<<<<

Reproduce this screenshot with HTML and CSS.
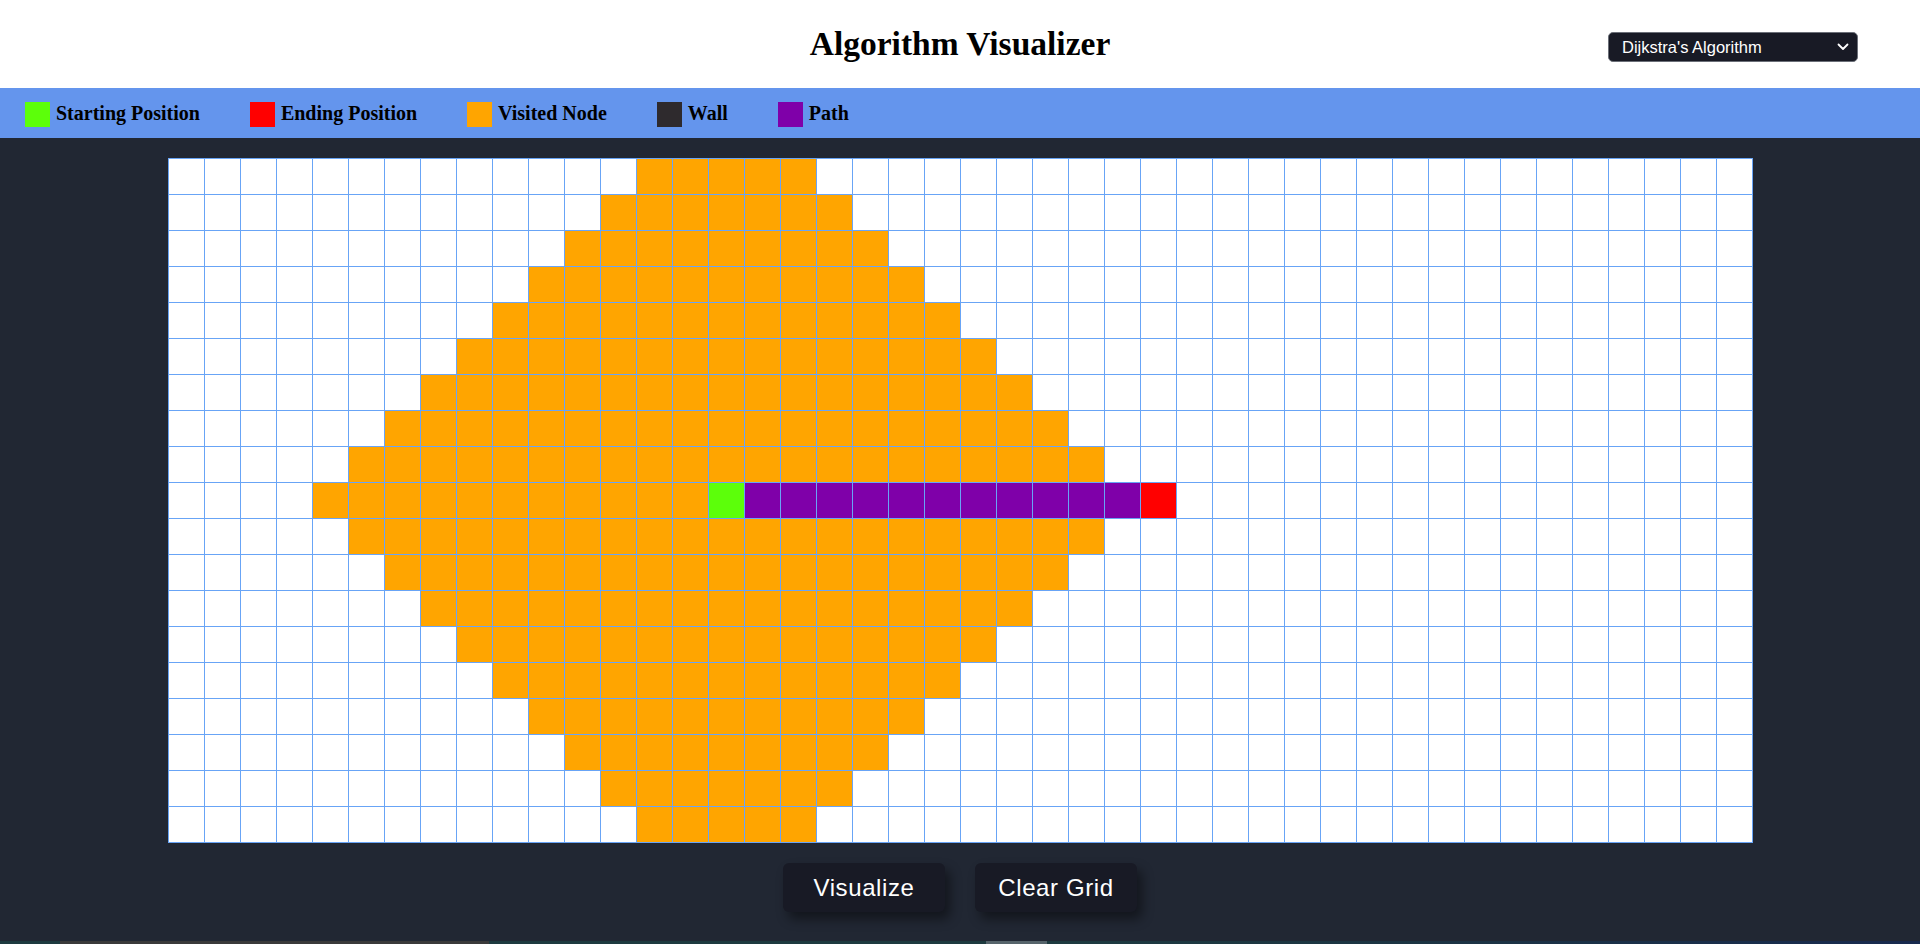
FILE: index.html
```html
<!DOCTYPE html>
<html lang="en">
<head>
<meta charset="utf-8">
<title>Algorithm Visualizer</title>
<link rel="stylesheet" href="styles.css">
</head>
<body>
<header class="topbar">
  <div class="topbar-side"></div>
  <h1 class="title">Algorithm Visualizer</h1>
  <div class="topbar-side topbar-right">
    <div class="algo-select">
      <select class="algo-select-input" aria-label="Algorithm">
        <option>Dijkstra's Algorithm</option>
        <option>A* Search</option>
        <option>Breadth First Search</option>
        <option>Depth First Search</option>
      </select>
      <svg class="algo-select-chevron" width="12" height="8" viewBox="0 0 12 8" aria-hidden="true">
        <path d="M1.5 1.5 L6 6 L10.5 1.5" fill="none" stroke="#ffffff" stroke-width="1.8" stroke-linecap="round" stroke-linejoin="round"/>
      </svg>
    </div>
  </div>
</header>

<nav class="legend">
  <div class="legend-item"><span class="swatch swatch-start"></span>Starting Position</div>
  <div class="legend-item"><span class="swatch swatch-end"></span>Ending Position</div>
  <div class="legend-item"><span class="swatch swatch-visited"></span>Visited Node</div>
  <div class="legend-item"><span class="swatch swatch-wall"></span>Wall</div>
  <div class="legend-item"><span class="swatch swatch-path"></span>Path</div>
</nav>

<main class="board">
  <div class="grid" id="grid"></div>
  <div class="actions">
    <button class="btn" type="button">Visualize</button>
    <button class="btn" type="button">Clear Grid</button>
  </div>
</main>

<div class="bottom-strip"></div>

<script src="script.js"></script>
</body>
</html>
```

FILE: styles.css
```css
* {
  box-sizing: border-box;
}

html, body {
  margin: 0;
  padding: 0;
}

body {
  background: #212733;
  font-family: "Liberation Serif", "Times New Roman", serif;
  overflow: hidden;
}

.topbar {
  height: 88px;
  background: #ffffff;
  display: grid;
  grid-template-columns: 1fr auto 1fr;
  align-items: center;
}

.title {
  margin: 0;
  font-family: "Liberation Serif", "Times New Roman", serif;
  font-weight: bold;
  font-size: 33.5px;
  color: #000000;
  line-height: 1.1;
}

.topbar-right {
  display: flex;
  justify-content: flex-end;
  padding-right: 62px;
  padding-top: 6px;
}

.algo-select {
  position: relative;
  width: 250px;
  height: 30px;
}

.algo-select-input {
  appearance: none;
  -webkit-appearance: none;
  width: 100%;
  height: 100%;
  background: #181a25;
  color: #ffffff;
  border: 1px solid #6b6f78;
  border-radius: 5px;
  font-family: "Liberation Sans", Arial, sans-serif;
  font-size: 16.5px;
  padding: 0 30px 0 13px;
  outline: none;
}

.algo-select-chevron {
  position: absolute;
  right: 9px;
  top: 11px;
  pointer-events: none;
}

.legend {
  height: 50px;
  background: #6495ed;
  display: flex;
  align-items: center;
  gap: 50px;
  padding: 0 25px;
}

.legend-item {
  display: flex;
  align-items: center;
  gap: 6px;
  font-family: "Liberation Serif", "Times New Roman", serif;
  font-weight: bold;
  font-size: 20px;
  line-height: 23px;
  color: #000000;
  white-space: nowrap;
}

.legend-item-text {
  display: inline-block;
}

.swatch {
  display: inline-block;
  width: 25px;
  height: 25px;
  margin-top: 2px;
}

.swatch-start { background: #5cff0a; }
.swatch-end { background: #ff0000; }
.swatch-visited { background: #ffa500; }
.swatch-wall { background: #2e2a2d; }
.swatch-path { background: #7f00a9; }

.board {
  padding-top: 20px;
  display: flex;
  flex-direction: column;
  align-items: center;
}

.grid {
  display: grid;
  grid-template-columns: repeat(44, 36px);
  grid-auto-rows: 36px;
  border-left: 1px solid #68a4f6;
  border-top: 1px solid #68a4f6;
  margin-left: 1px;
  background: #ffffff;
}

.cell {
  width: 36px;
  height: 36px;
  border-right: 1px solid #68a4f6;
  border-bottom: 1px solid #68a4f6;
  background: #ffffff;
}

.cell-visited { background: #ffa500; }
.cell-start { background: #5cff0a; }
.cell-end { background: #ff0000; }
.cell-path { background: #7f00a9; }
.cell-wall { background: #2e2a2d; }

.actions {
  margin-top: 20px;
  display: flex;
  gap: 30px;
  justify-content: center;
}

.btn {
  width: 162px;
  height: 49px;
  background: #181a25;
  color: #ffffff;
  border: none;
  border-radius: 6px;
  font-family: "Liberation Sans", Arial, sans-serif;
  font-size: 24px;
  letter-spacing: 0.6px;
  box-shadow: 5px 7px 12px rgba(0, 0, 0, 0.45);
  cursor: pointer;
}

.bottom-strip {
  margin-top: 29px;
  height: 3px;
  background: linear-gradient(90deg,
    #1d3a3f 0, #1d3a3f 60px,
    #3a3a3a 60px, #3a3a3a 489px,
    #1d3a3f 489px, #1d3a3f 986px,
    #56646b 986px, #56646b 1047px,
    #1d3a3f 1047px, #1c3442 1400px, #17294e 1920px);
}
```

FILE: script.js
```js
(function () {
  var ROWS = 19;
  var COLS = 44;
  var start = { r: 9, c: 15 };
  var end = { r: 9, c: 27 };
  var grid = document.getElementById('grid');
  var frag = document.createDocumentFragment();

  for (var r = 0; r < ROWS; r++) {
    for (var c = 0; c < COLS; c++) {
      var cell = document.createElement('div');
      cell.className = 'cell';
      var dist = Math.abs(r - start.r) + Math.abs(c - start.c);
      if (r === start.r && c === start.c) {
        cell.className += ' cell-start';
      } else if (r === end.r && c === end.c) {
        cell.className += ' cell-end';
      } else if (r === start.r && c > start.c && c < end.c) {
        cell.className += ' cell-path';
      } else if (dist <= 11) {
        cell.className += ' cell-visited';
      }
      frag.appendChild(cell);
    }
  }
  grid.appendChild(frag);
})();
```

>>>>

→ **Directive**
Repeat the listing verbatim. Skip the pictures.

→ **Exercise solution**
Reproduce this screenshot with HTML and CSS.
FILE: index.html
```html
<!DOCTYPE html>
<html lang="en">
<head>
<meta charset="utf-8">
<title>Algorithm Visualizer</title>
<link rel="stylesheet" href="styles.css">
</head>
<body>
<header class="topbar">
  <div class="topbar-side"></div>
  <h1 class="title">Algorithm Visualizer</h1>
  <div class="topbar-side topbar-right">
    <div class="algo-select">
      <select class="algo-select-input" aria-label="Algorithm">
        <option>Dijkstra's Algorithm</option>
        <option>A* Search</option>
        <option>Breadth First Search</option>
        <option>Depth First Search</option>
      </select>
      <svg class="algo-select-chevron" width="12" height="8" viewBox="0 0 12 8" aria-hidden="true">
        <path d="M1.5 1.5 L6 6 L10.5 1.5" fill="none" stroke="#ffffff" stroke-width="1.8" stroke-linecap="round" stroke-linejoin="round"/>
      </svg>
    </div>
  </div>
</header>

<nav class="legend">
  <div class="legend-item"><span class="swatch swatch-start"></span>Starting Position</div>
  <div class="legend-item"><span class="swatch swatch-end"></span>Ending Position</div>
  <div class="legend-item"><span class="swatch swatch-visited"></span>Visited Node</div>
  <div class="legend-item"><span class="swatch swatch-wall"></span>Wall</div>
  <div class="legend-item"><span class="swatch swatch-path"></span>Path</div>
</nav>

<main class="board">
  <div class="grid" id="grid"></div>
  <div class="actions">
    <button class="btn" type="button">Visualize</button>
    <button class="btn" type="button">Clear Grid</button>
  </div>
</main>

<div class="bottom-strip"></div>

<script src="script.js"></script>
</body>
</html>
```

FILE: styles.css
```css
* {
  box-sizing: border-box;
}

html, body {
  margin: 0;
  padding: 0;
}

body {
  background: #212733;
  font-family: "Liberation Serif", "Times New Roman", serif;
  overflow: hidden;
}

.topbar {
  height: 88px;
  background: #ffffff;
  display: grid;
  grid-template-columns: 1fr auto 1fr;
  align-items: center;
}

.title {
  margin: 0;
  font-family: "Liberation Serif", "Times New Roman", serif;
  font-weight: bold;
  font-size: 33.5px;
  color: #000000;
  line-height: 1.1;
}

.topbar-right {
  display: flex;
  justify-content: flex-end;
  padding-right: 62px;
  padding-top: 6px;
}

.algo-select {
  position: relative;
  width: 250px;
  height: 30px;
}

.algo-select-input {
  appearance: none;
  -webkit-appearance: none;
  width: 100%;
  height: 100%;
  background: #181a25;
  color: #ffffff;
  border: 1px solid #6b6f78;
  border-radius: 5px;
  font-family: "Liberation Sans", Arial, sans-serif;
  font-size: 16.5px;
  padding: 0 30px 0 13px;
  outline: none;
}

.algo-select-chevron {
  position: absolute;
  right: 9px;
  top: 11px;
  pointer-events: none;
}

.legend {
  height: 50px;
  background: #6495ed;
  display: flex;
  align-items: center;
  gap: 50px;
  padding: 0 25px;
}

.legend-item {
  display: flex;
  align-items: center;
  gap: 6px;
  font-family: "Liberation Serif", "Times New Roman", serif;
  font-weight: bold;
  font-size: 20px;
  line-height: 23px;
  color: #000000;
  white-space: nowrap;
}

.legend-item-text {
  display: inline-block;
}

.swatch {
  display: inline-block;
  width: 25px;
  height: 25px;
  margin-top: 2px;
}

.swatch-start { background: #5cff0a; }
.swatch-end { background: #ff0000; }
.swatch-visited { background: #ffa500; }
.swatch-wall { background: #2e2a2d; }
.swatch-path { background: #7f00a9; }

.board {
  padding-top: 20px;
  display: flex;
  flex-direction: column;
  align-items: center;
}

.grid {
  display: grid;
  grid-template-columns: repeat(44, 36px);
  grid-auto-rows: 36px;
  border-left: 1px solid #68a4f6;
  border-top: 1px solid #68a4f6;
  margin-left: 1px;
  background: #ffffff;
}

.cell {
  width: 36px;
  height: 36px;
  border-right: 1px solid #68a4f6;
  border-bottom: 1px solid #68a4f6;
  background: #ffffff;
}

.cell-visited { background: #ffa500; }
.cell-start { background: #5cff0a; }
.cell-end { background: #ff0000; }
.cell-path { background: #7f00a9; }
.cell-wall { background: #2e2a2d; }

.actions {
  margin-top: 20px;
  display: flex;
  gap: 30px;
  justify-content: center;
}

.btn {
  width: 162px;
  height: 49px;
  background: #181a25;
  color: #ffffff;
  border: none;
  border-radius: 6px;
  font-family: "Liberation Sans", Arial, sans-serif;
  font-size: 24px;
  letter-spacing: 0.6px;
  box-shadow: 5px 7px 12px rgba(0, 0, 0, 0.45);
  cursor: pointer;
}

.bottom-strip {
  margin-top: 29px;
  height: 3px;
  background: linear-gradient(90deg,
    #1d3a3f 0, #1d3a3f 60px,
    #3a3a3a 60px, #3a3a3a 489px,
    #1d3a3f 489px, #1d3a3f 986px,
    #56646b 986px, #56646b 1047px,
    #1d3a3f 1047px, #1c3442 1400px, #17294e 1920px);
}
```

FILE: script.js
```js
(function () {
  var ROWS = 19;
  var COLS = 44;
  var start = { r: 9, c: 15 };
  var end = { r: 9, c: 27 };
  var grid = document.getElementById('grid');
  var frag = document.createDocumentFragment();

  for (var r = 0; r < ROWS; r++) {
    for (var c = 0; c < COLS; c++) {
      var cell = document.createElement('div');
      cell.className = 'cell';
      var dist = Math.abs(r - start.r) + Math.abs(c - start.c);
      if (r === start.r && c === start.c) {
        cell.className += ' cell-start';
      } else if (r === end.r && c === end.c) {
        cell.className += ' cell-end';
      } else if (r === start.r && c > start.c && c < end.c) {
        cell.className += ' cell-path';
      } else if (dist <= 11) {
        cell.className += ' cell-visited';
      }
      frag.appendChild(cell);
    }
  }
  grid.appendChild(frag);
})();
```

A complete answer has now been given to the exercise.